Calling all collaborators

It is easy for teams to stray from their collective commitments as my team did if norms and expectations are not revisited regularly. This can be especially true for teams of administrators. Administrators on teams can sometimes find it hard to keep meetings sacred. The phone seldom stops buzzing, unread emails seem to multiply exponentially if you look away for even a moment, and at any given time there are multiple places that need your attention all at once. With all the other responsibilities requiring time and attention in an educator’s day, it becomes crucial that team meetings are meaningful, efficient, and productive.
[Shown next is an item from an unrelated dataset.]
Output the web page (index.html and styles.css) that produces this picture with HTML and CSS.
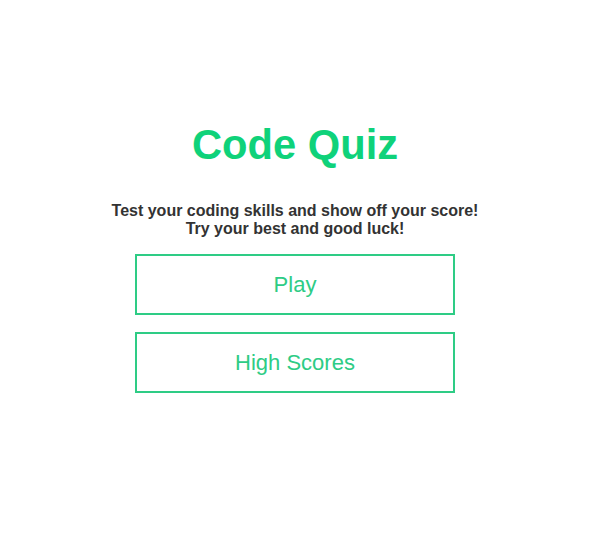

The irony is that if team members attempt to multi-task, take care of other issues quickly during team meetings, or deviate from the norms, the team sacrifices its meaningfulness, efficiency, and productivity, potentially causing members to feel even more behind, overwhelmed, or possibly that the team meeting was not necessary at all. Establishing clear ways that we will behave and interact around this work ensures a transparent degree of accountability within the team to function as its members intend.   In order to get back on track, our team decided to engage in the following efforts:  

  • Re-establishing team norms and revisiting them on a monthly basis
  • Holding the meeting time sacred (closed door, no phone calls, no email, no interruptions unless its an emergency)
  • Constructing our agenda to directly align with the Three Big Ideas and Four Critical Questions; if an item doesn’t align to one of these components, it can probably be addressed in an email.
  • Developing a way to keep each other updated on projects through celebrations at the start of each meeting. While each of us takes the point on different areas, being in the loop on the progress helps to truly collaborate around the work

While we may have tripped out of the gate to start the year as a collaborative team, the important growth opportunity of redefining our 9 a.m.-to-noon meeting as a recommitment to functioning as a truly collaborative team could not be missed. As leaders in our organization, we need to walk the walk of a being a Professional Learning Community. And if we sometimes stumble along the way, we must dust off our knees and continue the journey—together.

Comments

Renea Dillon

We all know this feeling too well.... "Too many meetings competing with time needed to get done in our office/classroom." The collective commitment to leave that at the door when we enter our meetings is the only way our time together is productive. Harvard Business Review, Forbess, APA, there are too many research studies that begin with "multi-tasking is not a skill to brag about." Leave it at the door, please!